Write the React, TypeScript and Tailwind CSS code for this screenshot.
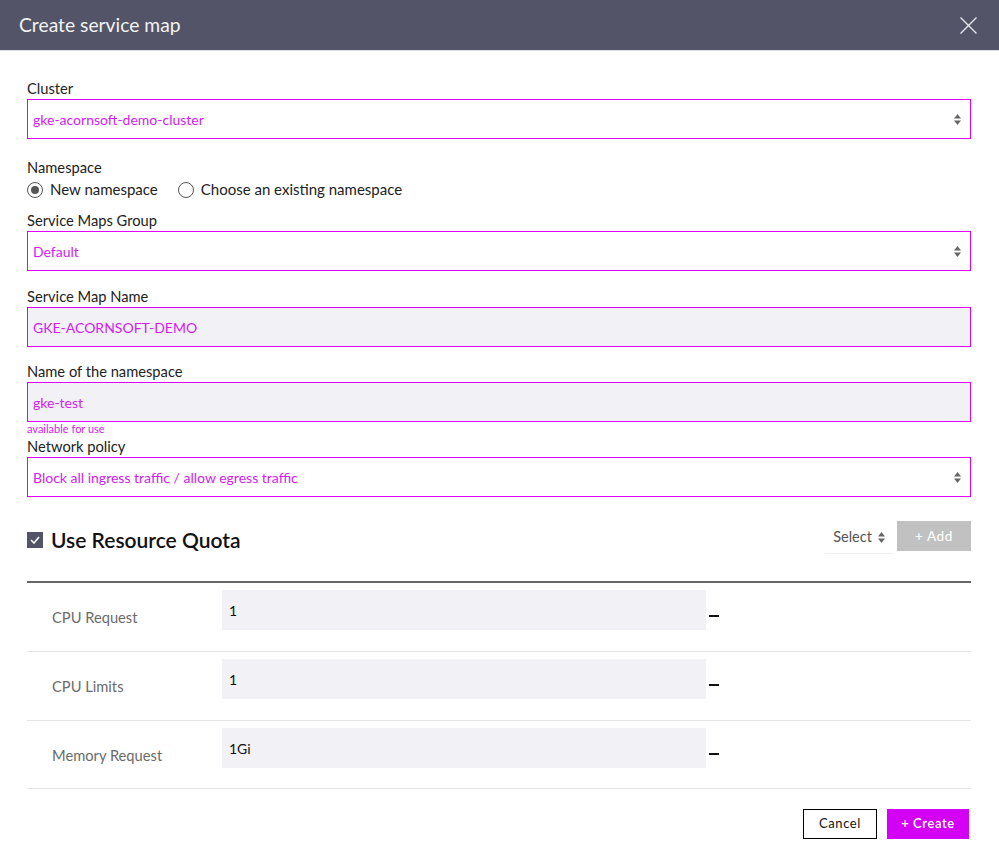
--
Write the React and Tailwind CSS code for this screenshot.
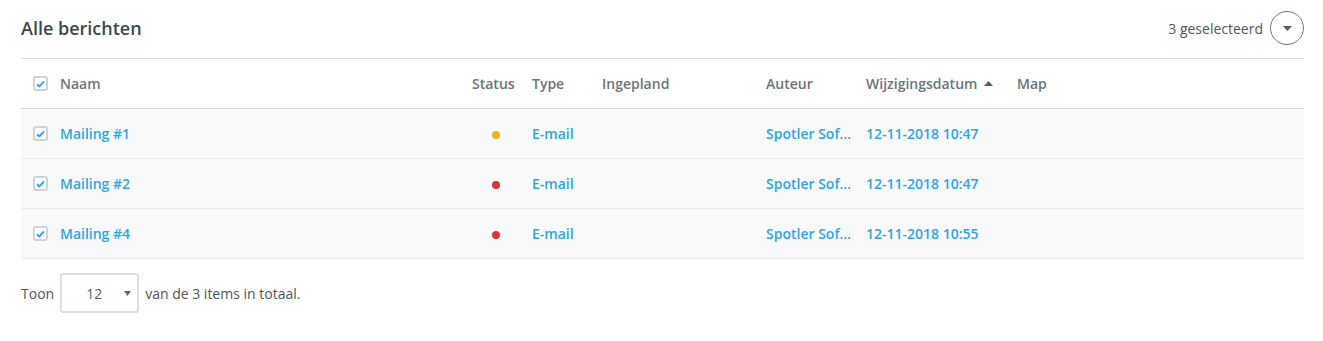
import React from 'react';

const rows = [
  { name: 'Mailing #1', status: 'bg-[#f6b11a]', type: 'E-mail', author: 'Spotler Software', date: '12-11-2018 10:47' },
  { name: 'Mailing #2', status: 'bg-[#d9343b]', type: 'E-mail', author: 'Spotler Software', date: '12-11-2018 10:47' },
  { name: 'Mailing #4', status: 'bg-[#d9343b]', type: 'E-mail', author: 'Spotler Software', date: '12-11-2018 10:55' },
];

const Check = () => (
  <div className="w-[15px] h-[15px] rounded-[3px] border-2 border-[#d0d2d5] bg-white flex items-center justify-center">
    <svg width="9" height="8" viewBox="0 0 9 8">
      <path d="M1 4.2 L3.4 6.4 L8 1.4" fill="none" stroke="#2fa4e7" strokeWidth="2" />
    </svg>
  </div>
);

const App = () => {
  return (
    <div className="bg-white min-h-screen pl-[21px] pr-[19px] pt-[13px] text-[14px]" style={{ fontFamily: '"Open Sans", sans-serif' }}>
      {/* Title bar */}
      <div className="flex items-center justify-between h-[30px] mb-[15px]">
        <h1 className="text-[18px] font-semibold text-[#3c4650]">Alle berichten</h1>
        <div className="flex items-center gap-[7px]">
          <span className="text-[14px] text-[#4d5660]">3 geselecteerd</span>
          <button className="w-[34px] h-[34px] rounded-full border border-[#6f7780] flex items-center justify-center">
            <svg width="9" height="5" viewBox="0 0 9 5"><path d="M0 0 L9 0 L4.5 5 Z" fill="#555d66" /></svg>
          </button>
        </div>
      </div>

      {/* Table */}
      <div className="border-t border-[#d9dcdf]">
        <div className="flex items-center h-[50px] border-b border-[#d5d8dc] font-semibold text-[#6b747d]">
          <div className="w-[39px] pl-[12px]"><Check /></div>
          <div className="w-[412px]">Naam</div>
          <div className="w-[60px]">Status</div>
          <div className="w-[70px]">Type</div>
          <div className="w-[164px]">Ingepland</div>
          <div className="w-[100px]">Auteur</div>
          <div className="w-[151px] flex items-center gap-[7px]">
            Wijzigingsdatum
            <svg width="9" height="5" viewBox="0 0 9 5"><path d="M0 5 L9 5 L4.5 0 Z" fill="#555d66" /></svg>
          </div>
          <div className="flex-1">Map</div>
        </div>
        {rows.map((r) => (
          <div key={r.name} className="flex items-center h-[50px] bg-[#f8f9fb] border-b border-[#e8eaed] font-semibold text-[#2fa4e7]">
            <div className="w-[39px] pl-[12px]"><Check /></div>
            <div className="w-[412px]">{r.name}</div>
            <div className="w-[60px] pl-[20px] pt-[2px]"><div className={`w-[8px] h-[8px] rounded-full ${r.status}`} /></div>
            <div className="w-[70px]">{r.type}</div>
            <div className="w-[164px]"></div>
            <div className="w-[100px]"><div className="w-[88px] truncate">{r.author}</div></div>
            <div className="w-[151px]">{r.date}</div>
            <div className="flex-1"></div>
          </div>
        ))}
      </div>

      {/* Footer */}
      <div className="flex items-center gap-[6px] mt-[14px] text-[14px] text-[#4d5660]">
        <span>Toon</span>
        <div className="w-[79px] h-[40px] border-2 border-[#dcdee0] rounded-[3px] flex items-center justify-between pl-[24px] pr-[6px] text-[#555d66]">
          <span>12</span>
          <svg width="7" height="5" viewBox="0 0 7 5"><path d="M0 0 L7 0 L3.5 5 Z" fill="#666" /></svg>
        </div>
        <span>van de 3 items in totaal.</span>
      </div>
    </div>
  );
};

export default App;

Task objective:
Go up to the line with "Write the React and" and retype exactly from there through the line with "import React from 'react';". Leave out pictures.

Written reply:
Write the React and Tailwind CSS code for this screenshot.
import React from 'react';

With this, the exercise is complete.